Il 17 maggio 1972, l’Italia fu scossa dall’assassinio del commissario Luigi Calabresi, un evento che ha innescato un periodo di violenza e instabilità politica noto come gli “anni di piombo”. Questo periodo ha visto un’ondata di attacchi terroristici da parte di gruppi estremisti, culminati con l’omicidio del professore Marco Biagi nel 2002. Dopo un’indagine lunga e controversa, i responsabili della morte di Calabresi sono stati identificati. Tuttavia, il caso ha lasciato un segno indelebile sulla storia italiana.

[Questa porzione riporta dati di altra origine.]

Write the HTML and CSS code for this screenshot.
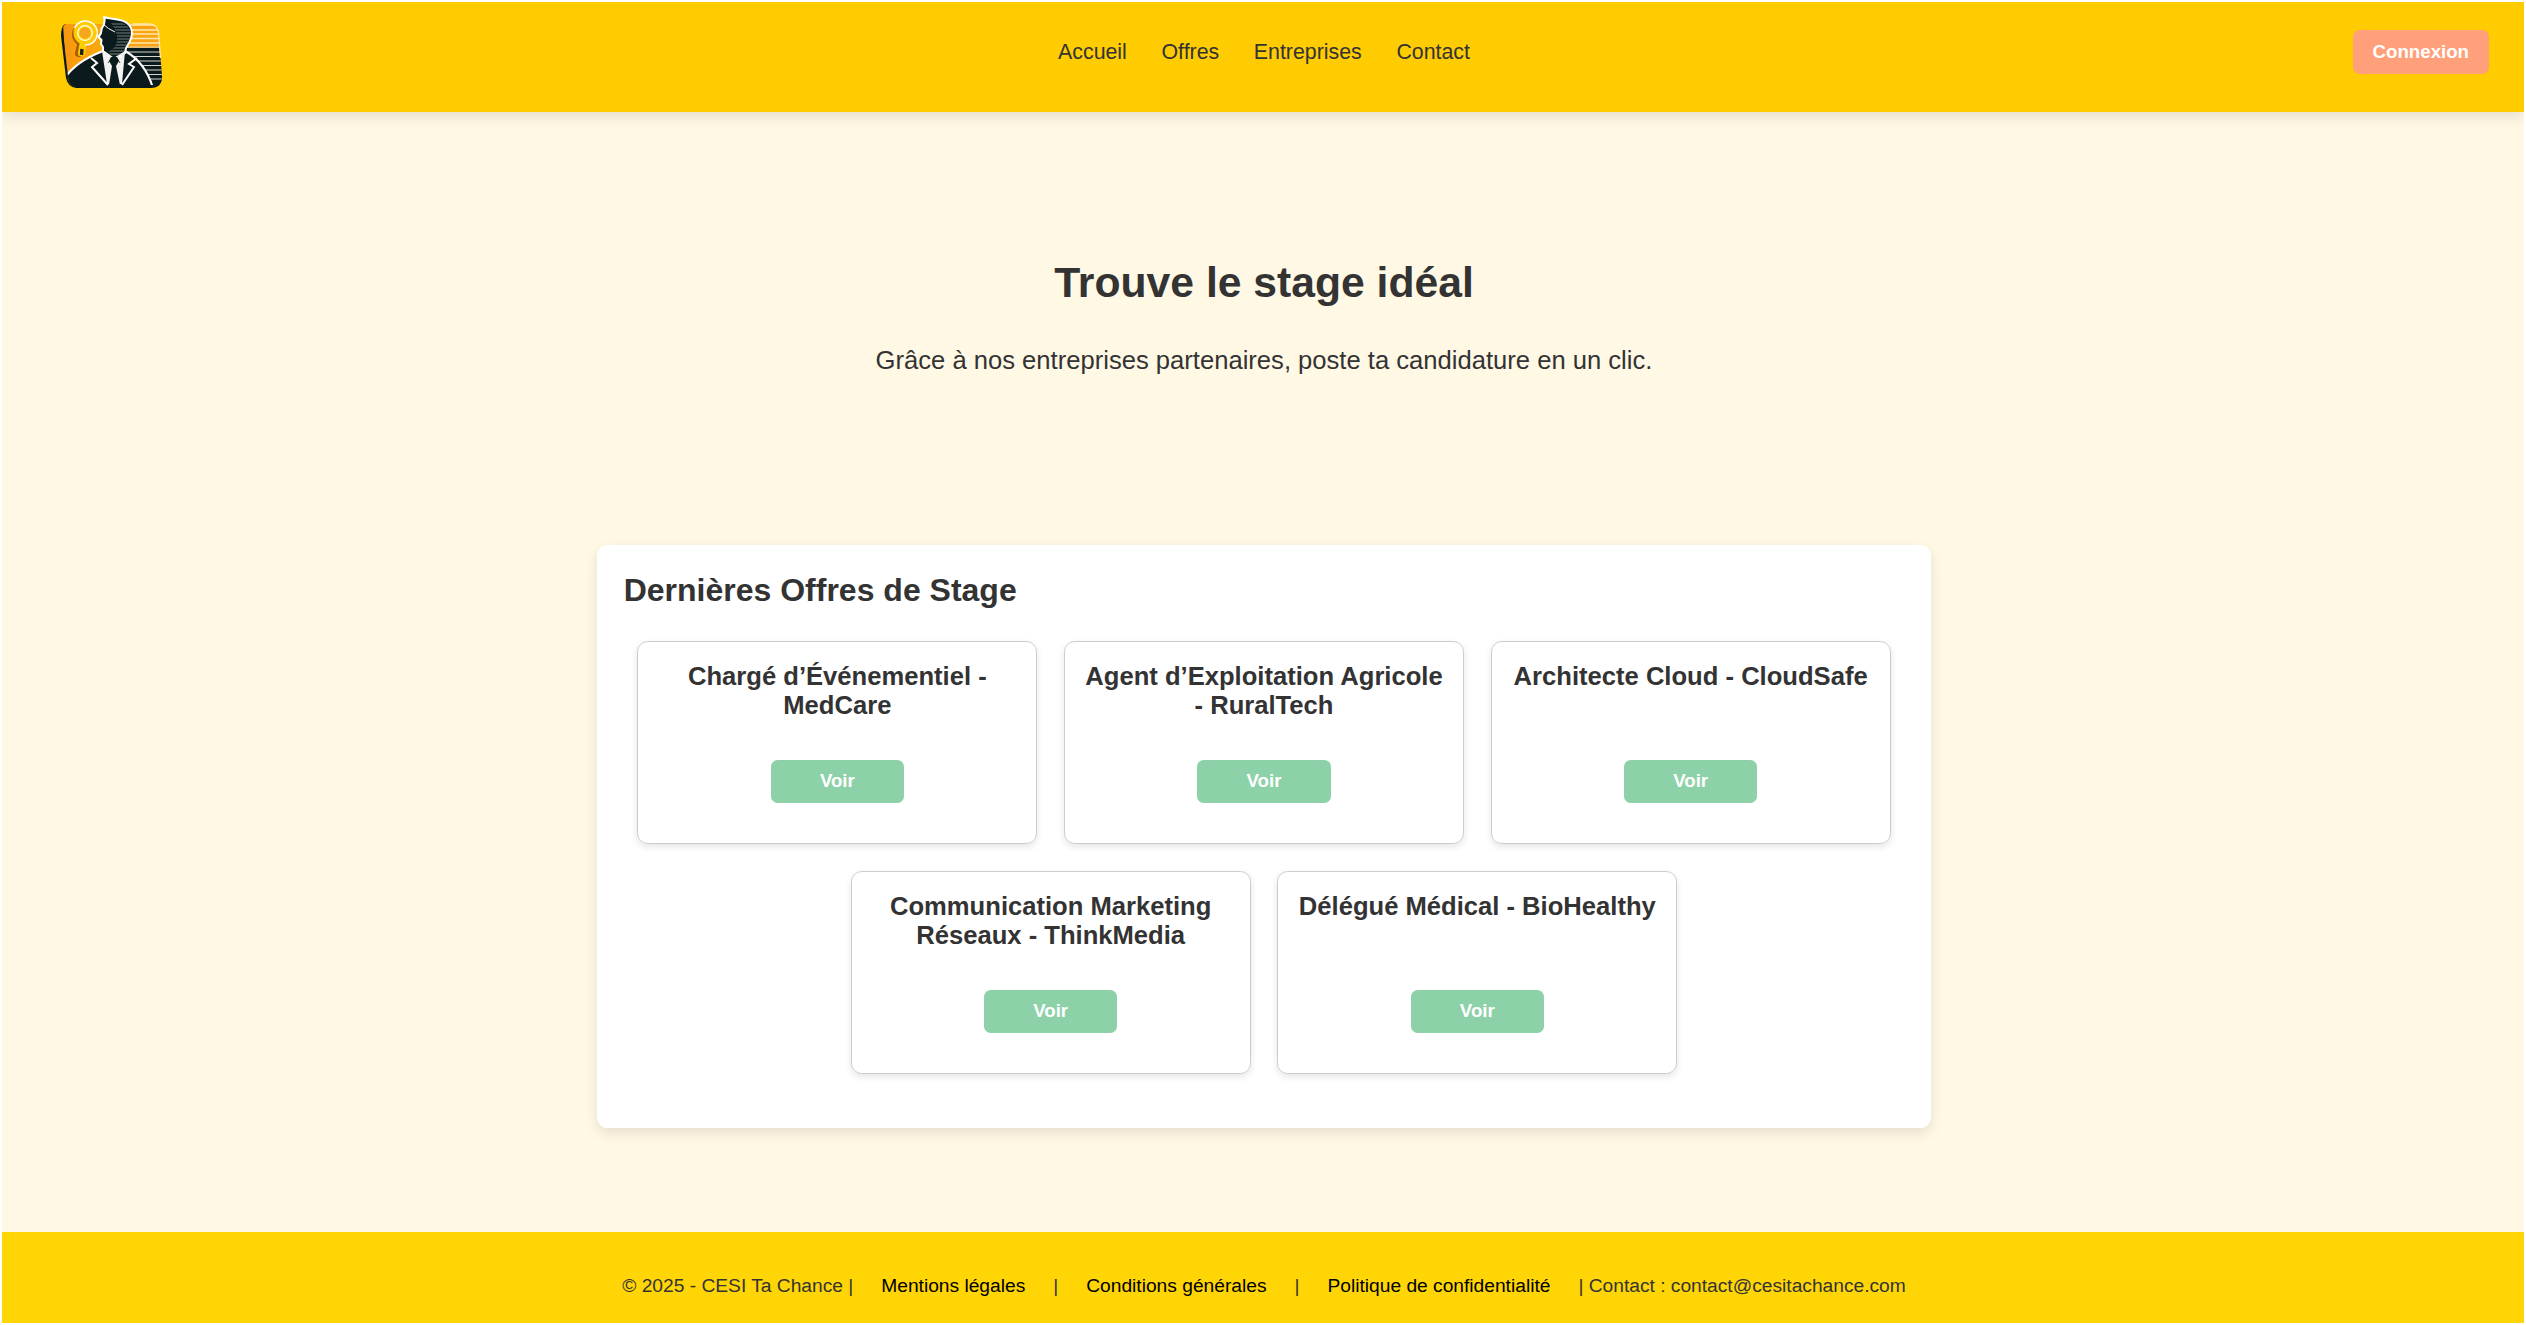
FILE: index.html
```html
<!DOCTYPE html>
<html lang="fr">
<head>
<meta charset="utf-8">
<title>CESI Ta Chance</title>
<link rel="stylesheet" href="styles.css">
</head>
<body>
<header class="header">
  <svg class="logo" viewBox="0 0 102 75" role="img" aria-label="CESI Ta Chance">
    <defs>
      <clipPath id="frame"><path d="M5 8H88Q96 8 97.500 16L101 60Q101 71 91 71H16Q9 71 7.500 64L2 18Q1 8 5 8Z"/></clipPath>
      <clipPath id="hair"><path d="M50 7C60 5 68 8 69.500 16C70.500 23 66 28 63 34V38L53 43L47 36C54 33 57 27 56 20C55 14 52 10 50 7Z"/></clipPath>
      <linearGradient id="amber" x1="0" x2="1"><stop offset="0" stop-color="#f7960f"/><stop offset="1" stop-color="#ffb908"/></linearGradient>
    </defs>
    <path fill="#0b1a1c" d="M4 8H20L30 72H15Q7 71 5 62L0 20Q0 10 4 8Z"/>
    <path fill="#0b1a1c" d="M12 60H101Q101 72 90 72H16Z"/>
    <g clip-path="url(#frame)">
      <path fill="url(#amber)" d="M2 8H70V72H6Z"/>
      <path fill="#fca40f" d="M66 8H102V32H66Z"/>
      <path fill="#0b1a1c" d="M62 32H102V72H62Z"/>
      <path stroke="#ffe9b0" stroke-width="1.400" d="M66 9H100M69 14H100M70 18H100M70 22.500H100M69 27H100"/>
      <path stroke="#d5d6d0" stroke-width="1.200" d="M66 31H102M65 36H102M67 40.500H102M70 45H102M74 49.500H102M79 54H102M84 58.500H102M87 63H102"/>
      <path fill="#0b1a1c" stroke="#fff" stroke-width="2" d="M4 62Q14 46 42 35L64 35Q84 46 92 72H4Z"/>
      <path fill="#0b1a1c" d="M4 69H102V72H4Z"/>
    </g>
    <path fill="none" stroke="#ffe9b0" stroke-width="1.300" d="M72 8H88Q96 8 97.500 16L99.500 42"/>
    <path fill="#0b1a1c" stroke="#fff" stroke-width="2" stroke-linejoin="round" d="M43 1C50 4 65 1 70 12C73 20 68 27 65 32L64 37L53 43L42 35V31L40 28L40.500 24L37.500 21Q41 17 40.500 13Q45 7 43 1Z"/>
    <path fill="none" stroke="#fff" stroke-width="1" d="M42 8Q47 13 54 16"/>
    <g clip-path="url(#hair)"><path stroke="#777d7d" stroke-width="1.100" d="M45 8H72M45 11H72M45 14H72M45 17H72M45 20H72M45 23H72M45 26H72M45 29H72M45 32H72M45 35H72M45 38H72"/></g>
    <path fill="#f2f2f0" d="M41 35L53 42L64 35L61 68H46Z"/>
    <path fill="#0b1a1c" d="M50 41H56L58 45L55 50L59 69H48L51 50L48 45Z"/>
    <path fill="none" stroke="#0b1a1c" stroke-width=".8" d="M47 47L51 42L53 44L56 42L59 47"/>
    <path fill="none" stroke="#fff" stroke-width="2" d="M30 42L36 47L31 51L47 69M76 42L68 48L73 51L61 69"/>
    <path stroke="#a95f09" stroke-width="8" stroke-linecap="round" d="M20 29L18 37"/>
    <circle cx="22.500" cy="18.500" r="10" fill="none" stroke="#a95f09" stroke-width="3"/>
    <path stroke="#fc0" stroke-width="7" stroke-linecap="round" d="M22 28L20.500 37"/>
    <path stroke="#18201c" stroke-width="3.400" d="M21 33L20.500 39"/>
    <circle cx="24" cy="17" r="8.500" fill="#f7a51b" stroke="#fc0" stroke-width="6"/>
    <path fill="none" stroke="#fff" stroke-width="1.500" d="M13.500 12A12 12 0 1 1 24 29"/>
    <circle cx="24" cy="17" r="7.300" fill="none" stroke="#fff" stroke-width="1.200"/>
  </svg>
  <nav class="nav">
    <a href="#">Accueil</a>
    <a href="#">Offres</a>
    <a href="#">Entreprises</a>
    <a href="#">Contact</a>
  </nav>
  <a class="login" href="#">Connexion</a>
</header>
<main class="main">
  <section class="hero">
    <h1>Trouve le stage idéal</h1>
    <p>Grâce à nos entreprises partenaires, poste ta candidature en un clic.</p>
  </section>
  <section class="offers">
    <h2>Dernières Offres de Stage</h2>
    <div class="cards">
      <article class="card"><h3>Chargé d’Événementiel - MedCare</h3><a class="view" href="#">Voir</a></article>
      <article class="card"><h3>Agent d’Exploitation Agricole - RuralTech</h3><a class="view" href="#">Voir</a></article>
      <article class="card"><h3>Architecte Cloud - CloudSafe</h3><a class="view" href="#">Voir</a></article>
      <article class="card"><h3>Communication Marketing Réseaux - ThinkMedia</h3><a class="view" href="#">Voir</a></article>
      <article class="card"><h3>Délégué Médical - BioHealthy</h3><a class="view" href="#">Voir</a></article>
    </div>
  </section>
</main>
<footer class="footer">
  <p>© 2025 - CESI Ta Chance | <a href="#">Mentions légales</a> | <a href="#">Conditions générales</a> | <a href="#">Politique de confidentialité</a> | Contact : contact@cesitachance.com</p>
</footer>
</body>
</html>
```
FILE: styles.css
```css
* { box-sizing: border-box; margin: 0; padding: 0; }
html { background: #fff; }
body {
  display: flex;
  flex-direction: column;
  height: 1325px;
  border: 2px solid #fff;
  background: #fff8e5;
  color: #333;
  font-family: Arial, "Liberation Sans", sans-serif;
  font-size: 21.333px;
}
a { color: inherit; text-decoration: none; }

.header {
  display: grid;
  grid-template-columns: 1fr auto 1fr;
  align-items: start;
  height: 110px;
  padding: 14px 35px 0 59px;
  background: #ffcc02;
  box-shadow: 0 5px 13px rgba(0, 0, 0, .1);
}
.logo { width: 102px; height: 75px; }
.nav {
  display: flex;
  gap: 34.667px;
  padding-top: 24px;
  line-height: 24px;
  transform: translateX(-11px);
}
.login {
  justify-self: end;
  margin-top: 14px;
  padding: 0 20px;
  border-radius: 6.667px;
  background: #ffa07a;
  color: #fff;
  font-size: 18.667px;
  font-weight: bold;
  line-height: 44px;
}

.main { flex: 1; padding-left: 2px; }
.hero { height: 433px; padding-top: 146px; text-align: center; }
.hero h1 { font-size: 42.667px; line-height: 49px; }
.hero p { margin-top: 39px; font-size: 25.6px; line-height: 29px; }

.offers {
  width: 1334px;
  height: 583px;
  margin: 0 auto;
  padding: 26.667px;
  border-radius: 10.667px;
  background: #fff;
  box-shadow: 0 5px 13px rgba(0, 0, 0, .1);
}
.offers h2 { font-size: 32px; line-height: 37px; }
.cards {
  display: flex;
  flex-wrap: wrap;
  justify-content: center;
  gap: 27.333px 26.667px;
  margin-top: 32.667px;
}
.card {
  display: flex;
  flex-direction: column;
  align-items: center;
  width: 400px;
  height: 202.667px;
  padding: 20px 19px;
  border: 1px solid #ccc;
  border-radius: 10.667px;
  box-shadow: 0 3px 7px rgba(0, 0, 0, .1);
  text-align: center;
}
.card h3 { height: 98px; font-size: 25.6px; line-height: 29px; }
.view {
  width: 133.333px;
  padding-bottom: 1px;
  border-radius: 6.667px;
  background: #8dd1a8;
  color: #fff;
  font-size: 18.667px;
  font-weight: bold;
  line-height: 42px;
}

.footer {
  height: 91px;
  padding: 43px 0 0 2px;
  background: #ffd505;
  text-align: center;
  font-size: 19.2px;
  line-height: 22px;
}
.footer a { margin: 0 22.667px; color: #000; }
```
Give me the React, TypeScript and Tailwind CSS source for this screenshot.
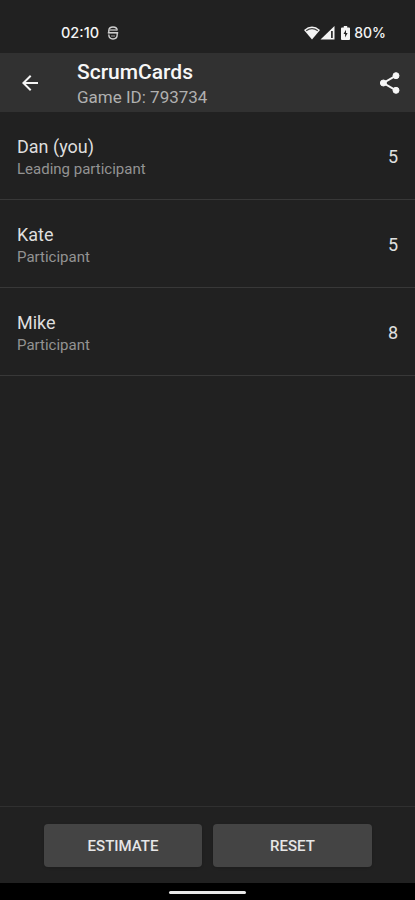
const players = [
  { name: 'Dan (you)', role: 'Leading participant', score: 5 },
  { name: 'Kate', role: 'Participant', score: 5 },
  { name: 'Mike', role: 'Participant', score: 8 },
];

function StatusBar() {
  return (
    <div className="flex h-[53px] shrink-0 items-center pt-3 pr-[29px] pl-[61px] font-['Inter','Roboto',sans-serif] text-[#f4f4f4]">
      <span className="w-[46px] text-[14.500px] leading-5 font-medium">02:10</span>
      <svg className="h-[14px] w-3" viewBox="0 0 12 14" fill="none" stroke="#d0d0d0">
        <path d="M1.800 6.500V4.500Q2 1 6 1T10.200 4.500" strokeWidth="1.400" />
        <path d="M2 4h8" strokeWidth="1.600" stroke="#a8a8a8" />
        <path d="M.8 6.800h10.400" strokeWidth="1.600" />
        <path d="M1.800 8.500Q1.800 13 6 13T10.200 8.500V7" strokeWidth="1.400" />
        <path d="M4 10h4" strokeWidth="1.200" stroke="#8c8c8c" />
      </svg>
      <svg className="ml-auto h-[14px] w-[31px]" viewBox="0 0 31 14">
        <path d="M0 4Q8 -2.800 16 4L8 13.500Z" fill="#f4f4f4" />
        <path d="M2.200 4.700Q8 .4 13.800 4.700" fill="none" stroke="#444" strokeWidth="1.200" />
        <path d="M16.500 13.500 30.500 0V13.500Z" fill="#f4f4f4" />
        <path d="M27 5h1.800v7H27Z" fill="#333" />
      </svg>
      <svg className="ml-[6px] h-[14px] w-[9px]" viewBox="0 0 9 14">
        <path d="M2.800 0h3.400v1.500H8q1 0 1 1V13q0 1-1 1H1q-1 0-1-1V2.500q0-1 1-1h1.800Z" fill="#f4f4f4" />
        <path d="M5 3.700 2.500 8h1.600v3.500L6.600 7H5Z" fill="#222" />
      </svg>
      <span className="ml-[4px] text-[14px] leading-5 font-medium">80%</span>
    </div>
  );
}

function Header() {
  return (
    <header className="flex h-[59px] shrink-0 items-center bg-[#313131] pr-[13px] pl-[18px]">
      <svg className="h-6 w-6" viewBox="0 0 24 24" fill="#f5f5f5">
        <path d="M20 11H7.830l5.590-5.590L12 4l-8 8 8 8 1.410-1.410L7.830 13H20z" />
      </svg>
      <div className="ml-[35px] pt-[4px]">
        <h1 className="text-[21px] leading-[26px] font-medium text-[#f7f7f7]">ScrumCards</h1>
        <p className="text-[17px] leading-[25px] text-[#b0b0b0]">Game ID: 793734</p>
      </div>
      <svg className="ml-auto h-6 w-6" viewBox="0 0 24 24" fill="#f7f7f7" stroke="#f7f7f7">
        <path d="M18 4.700 5.400 12 18 19.300" fill="none" strokeWidth="2" />
        <circle cx="18" cy="4.700" r="3" />
        <circle cx="5.400" cy="12" r="3" />
        <circle cx="18" cy="19.300" r="3" />
      </svg>
    </header>
  );
}

export default function App() {
  return (
    <div className="flex h-[900px] w-full flex-col overflow-hidden bg-[#212121] font-['Roboto','Noto_Sans',sans-serif]">
      <StatusBar />
      <Header />
      <main className="flex-1">
        {players.map((player) => (
          <div
            key={player.name}
            className="flex h-[88px] items-center justify-between border-b border-[#383838] pt-px pr-[17px] pl-[17px]"
          >
            <div className="pt-[3px]">
              <p className="text-[18px] leading-[22px] text-[#dedede]">{player.name}</p>
              <p className="text-[15px] leading-[22px] text-[#939393]">{player.role}</p>
            </div>
            <span className="text-[18px] text-[#e0e0e0]">{player.score}</span>
          </div>
        ))}
      </main>
      <footer className="flex h-[77px] shrink-0 gap-[11px] border-t border-[#303030] pt-[17px] pr-[43px] pl-11 text-[15px] font-medium text-[#e6e6e6]">
        <button className="h-[43px] w-[158px] rounded bg-[#444] pt-0.5 shadow-sm">ESTIMATE</button>
        <button className="h-[43px] w-[159px] rounded bg-[#444] pt-0.5 shadow-sm">RESET</button>
      </footer>
      <div className="flex h-[17px] shrink-0 justify-center bg-black pt-2">
        <div className="h-[3px] w-[77px] rounded-full bg-[#e8e8e8]" />
      </div>
    </div>
  );
}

L’assassinio di Calabresi: un evento che ha cambiato l’Italia
Il 17 maggio 1972, il commissario Luigi Calabresi, un giovane funzionario di polizia di 34 anni, venne brutalmente assassinato in pieno giorno a Milano. L’omicidio ha rappresentato un punto di svolta per l’Italia, segnando l’inizio di un periodo di violenza senza precedenti noto come gli “anni di piombo”. Durante questo periodo, politici, magistrati e forze dell’ordine sono caduti uno dopo l’altro, vittime di una lunga serie di attacchi terroristici. Questo trentennio di violenza si è concluso con l’omicidio del professore Marco Biagi nel 2002, per mano delle Brigate Rosse.
L’indagine sull’omicidio di Calabresi
Dopo l’omicidio di Calabresi, le indagini si sono protratte per anni, con molte piste che hanno portato a vicoli ciechi. Tuttavia, una testimonianza cruciale ha permesso di disegnare un identikit del killer. L’auto utilizzata per l’omicidio è stata trovata abbandonata vicino alla filiale della Banca Popolare di Novara, mentre le indagini sul luogo del delitto non hanno portato a ulteriori dettagli. Solo nel 1988, quattro persone sono state arrestate per l’omicidio di Calabresi, tra cui Adriano Sofri, ex leader di Lotta Continua, e Ovidio Bompressi, indicato come il killer.
Il processo e la condanna degli assassini di Calabresi
Il processo per l’omicidio di Calabresi è stato uno dei più lunghi della storia italiana, con venti sentenze spalmate in 17 anni. Nel 1990, il processo di primo grado si è concluso con la condanna di Sofri, Bompressi e un altro imputato, Giorgio Pietrostefani, a 22 anni di reclusione. Nonostante le numerose richieste di revisione del processo, le condanne sono rimaste invariate. Dopo aver scontato una parte della pena, Bompressi è stato graziato dal presidente della Repubblica, Giorgio Napolitano, mentre Sofri è tornato libero nel 2009 dopo aver scontato 15 anni di detenzione.